---- MATERIAL PROVIDED

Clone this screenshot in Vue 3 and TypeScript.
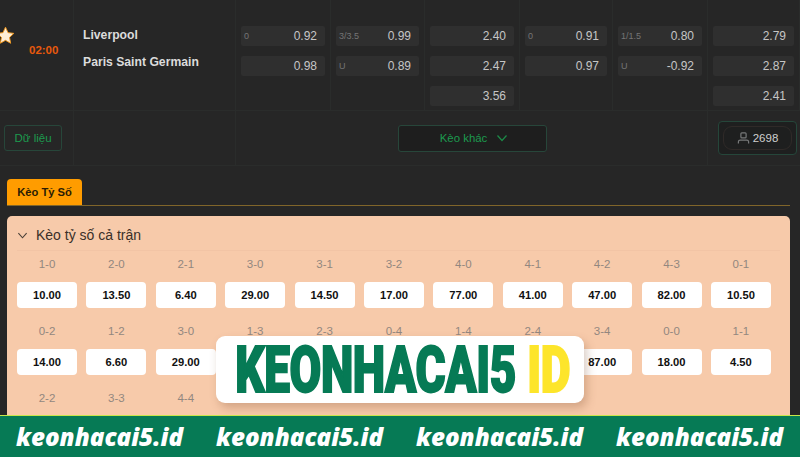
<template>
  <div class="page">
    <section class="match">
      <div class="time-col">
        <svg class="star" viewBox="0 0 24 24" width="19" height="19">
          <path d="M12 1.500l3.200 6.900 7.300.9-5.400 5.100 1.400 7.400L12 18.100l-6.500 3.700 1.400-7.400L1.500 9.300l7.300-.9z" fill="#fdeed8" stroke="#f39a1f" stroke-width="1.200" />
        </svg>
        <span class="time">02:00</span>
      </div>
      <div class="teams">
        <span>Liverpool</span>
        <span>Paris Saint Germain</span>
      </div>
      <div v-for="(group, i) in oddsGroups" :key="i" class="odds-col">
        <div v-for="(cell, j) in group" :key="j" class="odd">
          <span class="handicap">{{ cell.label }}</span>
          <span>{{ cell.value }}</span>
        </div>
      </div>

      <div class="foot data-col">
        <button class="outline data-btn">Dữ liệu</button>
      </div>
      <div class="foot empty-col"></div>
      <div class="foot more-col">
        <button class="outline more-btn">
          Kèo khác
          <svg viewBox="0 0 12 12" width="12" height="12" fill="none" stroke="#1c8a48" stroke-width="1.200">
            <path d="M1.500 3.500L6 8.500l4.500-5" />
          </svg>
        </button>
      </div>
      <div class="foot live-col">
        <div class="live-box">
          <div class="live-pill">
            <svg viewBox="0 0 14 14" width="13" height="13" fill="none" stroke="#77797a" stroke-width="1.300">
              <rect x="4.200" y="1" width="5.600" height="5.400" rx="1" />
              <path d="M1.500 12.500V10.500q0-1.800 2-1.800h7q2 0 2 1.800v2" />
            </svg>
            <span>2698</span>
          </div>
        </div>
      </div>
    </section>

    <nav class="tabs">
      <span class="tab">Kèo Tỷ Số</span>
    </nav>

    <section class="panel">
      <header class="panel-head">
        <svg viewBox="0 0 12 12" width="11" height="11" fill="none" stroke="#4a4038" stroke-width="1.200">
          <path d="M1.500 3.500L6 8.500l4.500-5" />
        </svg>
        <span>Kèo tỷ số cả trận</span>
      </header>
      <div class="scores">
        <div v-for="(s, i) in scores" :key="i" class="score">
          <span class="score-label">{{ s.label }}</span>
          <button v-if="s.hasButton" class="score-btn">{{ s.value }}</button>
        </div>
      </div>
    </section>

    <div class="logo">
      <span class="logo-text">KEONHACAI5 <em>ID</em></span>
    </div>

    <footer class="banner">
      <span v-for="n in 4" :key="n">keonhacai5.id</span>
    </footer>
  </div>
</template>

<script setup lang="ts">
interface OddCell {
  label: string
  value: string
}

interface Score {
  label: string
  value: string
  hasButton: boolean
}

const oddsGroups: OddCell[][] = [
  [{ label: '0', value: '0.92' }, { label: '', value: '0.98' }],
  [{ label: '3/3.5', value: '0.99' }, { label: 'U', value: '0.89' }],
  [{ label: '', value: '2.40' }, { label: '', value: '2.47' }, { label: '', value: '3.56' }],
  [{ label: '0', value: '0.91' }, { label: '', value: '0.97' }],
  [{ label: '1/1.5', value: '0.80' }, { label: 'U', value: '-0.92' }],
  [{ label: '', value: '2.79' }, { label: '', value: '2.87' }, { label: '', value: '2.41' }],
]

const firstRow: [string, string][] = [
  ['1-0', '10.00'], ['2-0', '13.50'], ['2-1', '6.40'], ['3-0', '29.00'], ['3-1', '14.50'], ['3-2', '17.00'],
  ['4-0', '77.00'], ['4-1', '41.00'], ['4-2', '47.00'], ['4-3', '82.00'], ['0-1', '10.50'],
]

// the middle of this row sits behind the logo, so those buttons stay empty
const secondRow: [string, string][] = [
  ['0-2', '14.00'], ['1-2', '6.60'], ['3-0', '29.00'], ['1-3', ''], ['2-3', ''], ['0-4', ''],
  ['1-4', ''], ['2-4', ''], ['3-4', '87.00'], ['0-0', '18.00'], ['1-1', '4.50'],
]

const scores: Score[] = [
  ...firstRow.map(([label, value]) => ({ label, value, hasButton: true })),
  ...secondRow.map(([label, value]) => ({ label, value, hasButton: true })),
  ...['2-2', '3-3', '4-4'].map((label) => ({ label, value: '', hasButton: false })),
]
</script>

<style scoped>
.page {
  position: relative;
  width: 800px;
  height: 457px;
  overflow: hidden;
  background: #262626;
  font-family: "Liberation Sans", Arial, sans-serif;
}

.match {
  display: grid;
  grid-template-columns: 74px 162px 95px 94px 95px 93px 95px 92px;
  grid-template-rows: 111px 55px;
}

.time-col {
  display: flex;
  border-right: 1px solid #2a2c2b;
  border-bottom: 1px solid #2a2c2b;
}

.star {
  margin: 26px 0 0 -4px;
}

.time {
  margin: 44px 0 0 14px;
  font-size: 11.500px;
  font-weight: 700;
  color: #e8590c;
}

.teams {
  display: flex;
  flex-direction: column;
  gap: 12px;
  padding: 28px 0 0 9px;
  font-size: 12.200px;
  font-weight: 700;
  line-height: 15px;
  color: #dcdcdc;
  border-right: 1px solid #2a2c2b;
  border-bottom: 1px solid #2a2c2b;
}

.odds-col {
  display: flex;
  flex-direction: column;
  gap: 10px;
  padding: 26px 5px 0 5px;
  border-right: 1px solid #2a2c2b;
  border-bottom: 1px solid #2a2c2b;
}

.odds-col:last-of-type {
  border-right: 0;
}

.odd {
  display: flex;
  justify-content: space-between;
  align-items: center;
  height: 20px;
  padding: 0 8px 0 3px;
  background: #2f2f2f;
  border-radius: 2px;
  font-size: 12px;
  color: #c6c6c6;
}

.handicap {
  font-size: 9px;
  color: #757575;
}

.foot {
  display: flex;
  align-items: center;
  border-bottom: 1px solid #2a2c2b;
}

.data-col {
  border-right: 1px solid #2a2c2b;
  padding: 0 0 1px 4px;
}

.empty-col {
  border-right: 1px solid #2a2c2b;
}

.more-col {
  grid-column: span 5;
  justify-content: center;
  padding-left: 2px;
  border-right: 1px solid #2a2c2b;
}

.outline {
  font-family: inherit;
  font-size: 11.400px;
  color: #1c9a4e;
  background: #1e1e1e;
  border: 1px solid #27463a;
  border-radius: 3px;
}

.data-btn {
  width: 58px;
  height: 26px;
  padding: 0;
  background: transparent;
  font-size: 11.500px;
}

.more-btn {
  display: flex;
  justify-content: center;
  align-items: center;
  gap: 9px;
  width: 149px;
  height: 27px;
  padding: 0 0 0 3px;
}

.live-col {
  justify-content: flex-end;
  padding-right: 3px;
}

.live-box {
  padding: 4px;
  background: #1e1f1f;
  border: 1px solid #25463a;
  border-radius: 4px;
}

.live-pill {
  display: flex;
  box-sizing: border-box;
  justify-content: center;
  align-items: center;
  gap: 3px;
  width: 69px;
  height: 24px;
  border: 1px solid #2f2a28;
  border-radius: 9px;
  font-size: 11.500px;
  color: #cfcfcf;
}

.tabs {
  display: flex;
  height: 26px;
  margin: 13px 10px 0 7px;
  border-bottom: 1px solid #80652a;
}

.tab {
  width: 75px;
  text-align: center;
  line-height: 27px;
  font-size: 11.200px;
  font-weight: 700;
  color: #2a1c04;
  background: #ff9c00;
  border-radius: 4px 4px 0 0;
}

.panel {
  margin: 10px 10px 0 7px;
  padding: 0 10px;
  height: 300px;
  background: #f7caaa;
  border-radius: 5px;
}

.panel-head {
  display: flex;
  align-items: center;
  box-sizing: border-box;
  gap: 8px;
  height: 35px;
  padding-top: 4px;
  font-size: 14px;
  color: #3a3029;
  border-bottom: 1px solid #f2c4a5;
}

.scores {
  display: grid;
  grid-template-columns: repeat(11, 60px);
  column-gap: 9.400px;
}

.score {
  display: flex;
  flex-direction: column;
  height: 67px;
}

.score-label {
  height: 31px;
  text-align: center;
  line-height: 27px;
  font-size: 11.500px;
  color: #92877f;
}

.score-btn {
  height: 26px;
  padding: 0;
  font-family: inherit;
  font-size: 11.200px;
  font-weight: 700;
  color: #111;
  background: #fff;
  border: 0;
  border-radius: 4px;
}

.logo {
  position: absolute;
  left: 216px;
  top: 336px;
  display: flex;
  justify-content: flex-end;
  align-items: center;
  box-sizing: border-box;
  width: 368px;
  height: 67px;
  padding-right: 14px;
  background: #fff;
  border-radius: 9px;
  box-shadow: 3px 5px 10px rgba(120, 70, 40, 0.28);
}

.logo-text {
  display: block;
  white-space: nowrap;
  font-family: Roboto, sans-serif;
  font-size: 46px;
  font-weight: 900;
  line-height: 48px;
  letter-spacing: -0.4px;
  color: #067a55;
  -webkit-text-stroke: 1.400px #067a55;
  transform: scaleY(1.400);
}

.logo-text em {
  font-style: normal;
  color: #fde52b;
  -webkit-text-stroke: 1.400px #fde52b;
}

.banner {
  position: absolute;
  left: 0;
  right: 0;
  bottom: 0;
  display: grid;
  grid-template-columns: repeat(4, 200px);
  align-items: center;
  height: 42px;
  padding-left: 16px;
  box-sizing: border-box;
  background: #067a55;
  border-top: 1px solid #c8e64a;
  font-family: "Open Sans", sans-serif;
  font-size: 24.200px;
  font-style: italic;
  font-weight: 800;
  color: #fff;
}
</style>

--------

__STATED PROBLEM__
Collect each line containing the string "this".

__EXERCISE ANSWER__
Clone this screenshot in Vue 3 and TypeScript.
// the middle of this row sits behind the logo, so those buttons stay empty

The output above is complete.